In the Hobby Lobby decision, the Court ruled on June 30 that federal law gives for-profit businesses that are owned by a small group a right to refuse for religious reasons to provide birth control methods and services for their employees.

The gay rights groups said in their statement: “Given the types of workplace discrimination we see increasingly against LGBT [lesbian/gay/bisexual/transgender] people, together with the calls for greater permission to discriminate on religious grounds that followed immediately upon the Supreme Court’s decision last week in Burwell v. Hobby Lobby, it has become clear that the inclusion of this provision is no longer tenable.”

They said that the religious exemption written into the bill “has long been a source of significant concern to us.”  But they said they had now concluded, in response to others’ reaction to the Hobby Lobby ruling, that they could no longer support the passage of the Employment Non-Discrimination Act (Senate Bill 815) with that exemption included.

As summarized by the Library of Congress, here is the provision at issue:  “Section 6. Makes this Act inapplicable to corporations, associations, educational institutions or institutions of learning, or societies exempt from the religious discrimination provisions of the Civil Rights Act of 1964 (thereby establishing a religious employer’s exemption).”
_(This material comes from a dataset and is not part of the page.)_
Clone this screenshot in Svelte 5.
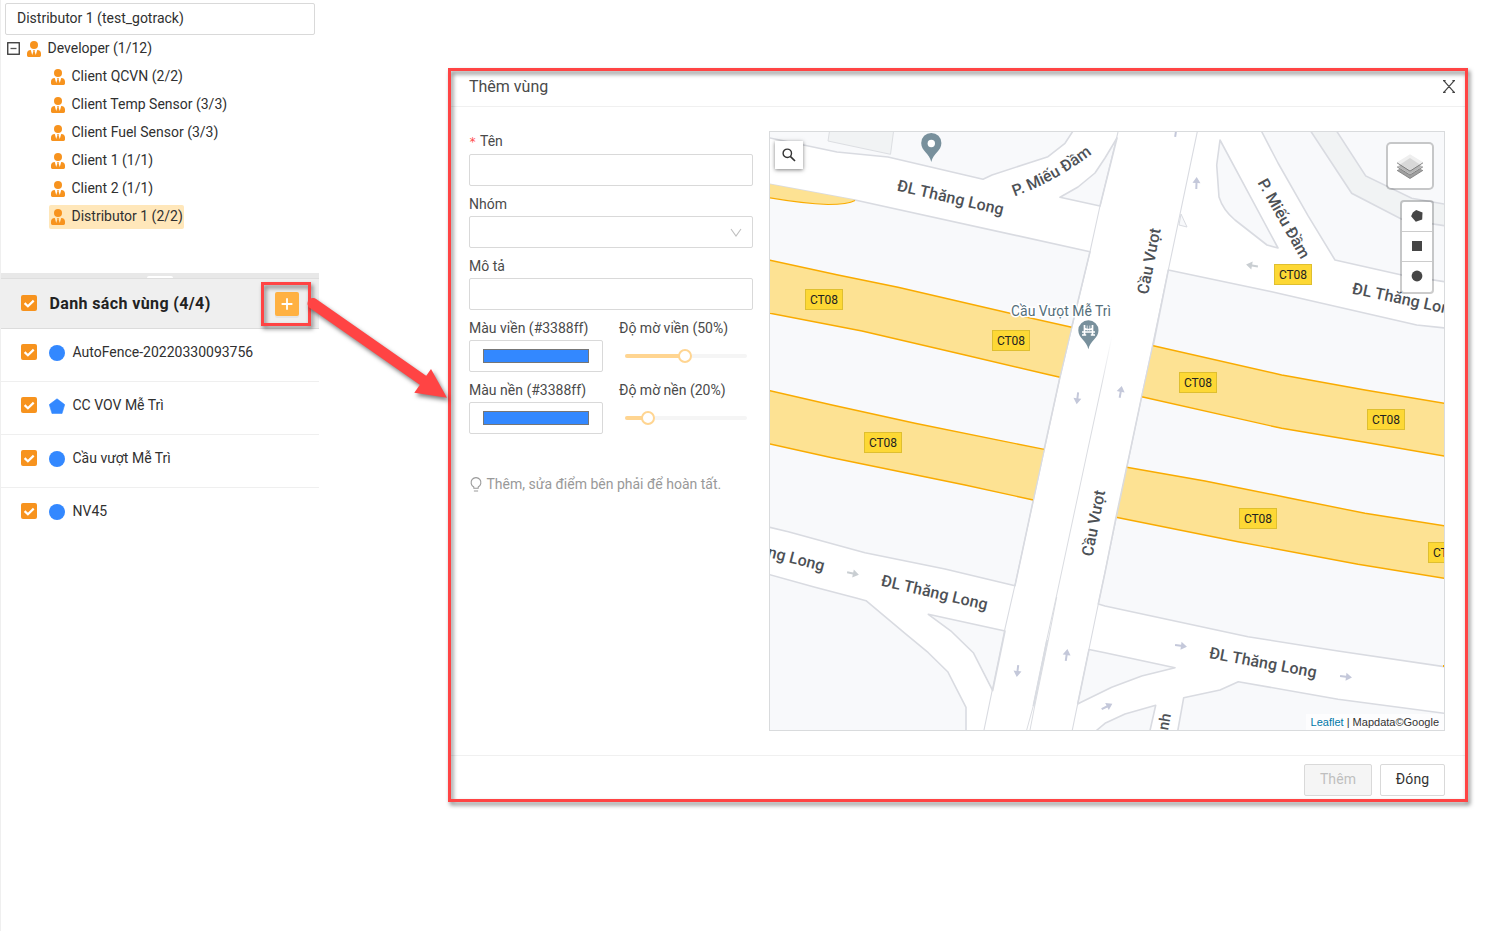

S. 815 was passed by the Senate on November 7, by a roll-call vote of sixty-four to thirty-two.  In January, it was sent to a committee in the House of Representatives, but so far has not moved forward and seems to have little chance of passage in the House.

If the new measure is passed by the full Congress with the religious exemption intact, the gay rights groups contended, “the most important federal law for the LGBT community in American history would leave too many jobs, and too many LGBT workers, without protection.  Moreover, it actually might lessen non-discrimination protections now provided for LGBT people by Title VII of the Civil Rights Act of 1964 and very likely would generate confusion rather than clarity in federal law.”

Moreover, they argued, it would encourage state and local governments “to follow the unequal federal lead.”   Currently, twenty-one states and Washington, D.C., have laws that ban discrimination against workers based on their sexual orientation.